Speaking ahead of a No to No Deal rally in Glasgow yesterday, Mr Brown demanded: "Can the Prime Minister guarantee that medical supplies - the one million medical packs that come every day into the country through ports such as Dover - arrive uninterrupted and without putting lives at risk?

"Can he pledge that our food supplies - 30% of which come from mainland Europe and another 10% through countries where Europe has trade agreements - will arrive uninterrupted without putting nutritional standards at risk and pushing food prices up 10%"

If the PM cannot give guarantees on these issues - and Mr Brown made clear he does not believe Mr Johnson can - he claimed Brexit would be "the biggest own goal in our peacetime economic history ... no matter how much it is dressed up as a patriotic act".

Mr Brown said over one million consignments of medical supplies arrive in the UK from Europe every day - more than 400m a year.

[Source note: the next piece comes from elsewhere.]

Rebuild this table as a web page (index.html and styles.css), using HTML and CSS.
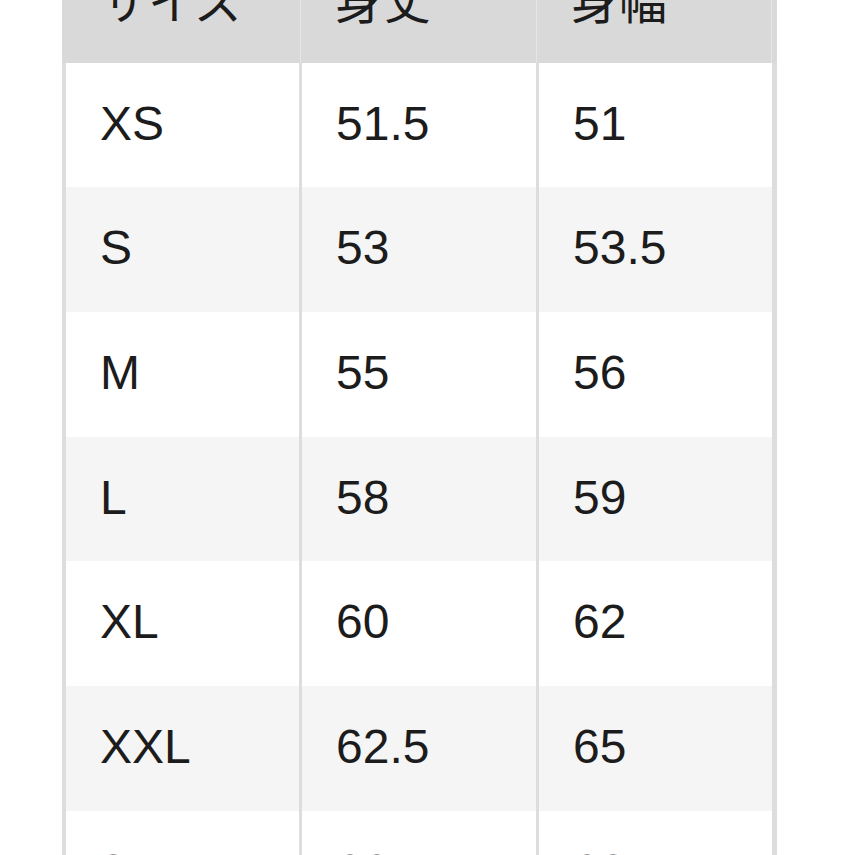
FILE: index.html
```html
<!DOCTYPE html>
<html lang="ja">
<head>
<meta charset="utf-8">
<link rel="stylesheet" href="styles.css">
</head>
<body>
<div class="table">
  <div class="row head"><div class="cell">サイズ</div><div class="cell">身丈</div><div class="cell">身幅</div></div>
  <div class="row"><div class="cell">XS</div><div class="cell">51.5</div><div class="cell">51</div></div>
  <div class="row alt"><div class="cell">S</div><div class="cell">53</div><div class="cell">53.5</div></div>
  <div class="row"><div class="cell">M</div><div class="cell">55</div><div class="cell">56</div></div>
  <div class="row alt"><div class="cell">L</div><div class="cell">58</div><div class="cell">59</div></div>
  <div class="row"><div class="cell">XL</div><div class="cell">60</div><div class="cell">62</div></div>
  <div class="row alt"><div class="cell">XXL</div><div class="cell">62.5</div><div class="cell">65</div></div>
  <div class="row"><div class="cell">3XL</div><div class="cell">66</div><div class="cell">68</div></div>
</div>
</body>
</html>
```
FILE: styles.css
```css
html, body {
  margin: 0;
  padding: 0;
  background: #ffffff;
  overflow: hidden;
}
body {
  height: 855px;
}
.table {
  margin-top: -62px;
  margin-left: 62px;
  width: 715px;
  background: #dddddd;
  padding: 0 4px;
  box-sizing: border-box;
  font-family: "Liberation Sans", "Noto Sans CJK JP", sans-serif;
  font-size: 48px;
  color: #1c1c1c;
}
.row {
  display: grid;
  grid-template-columns: 233px 234px 233px;
  column-gap: 3px;
  height: 124.7px;
}
.cell {
  background: #ffffff;
  display: flex;
  align-items: center;
  padding-left: 34px;
  padding-bottom: 4px;
}
.row.alt .cell {
  background: #f5f5f5;
}
.row.head {
  background: #d9d9d9;
  margin: 0 -4px;
  padding: 0 4px;
  column-gap: 1px;
  grid-template-columns: 234px 235px 234px;
}
.row.head .cell {
  background: #d9d9d9;
  box-shadow: 1px 0 0 #e6e6e6;
}
```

This could have an impact on supplies of the EpiPens used to treat allergic reactions, flu vaccines, radio isotopes used in cancer treatment, and the insulin needed to keep diabetes sufferers alive, the former PM said.

He said 28% of the UK's food comes directly from the EU - with a further 11% coming from countries that have trade agreements with the EU.

Mr Brown argued that extra border checks and the need for documentation could increase the time it takes for food to make it to the UK - and could also result in additional costs for shoppers.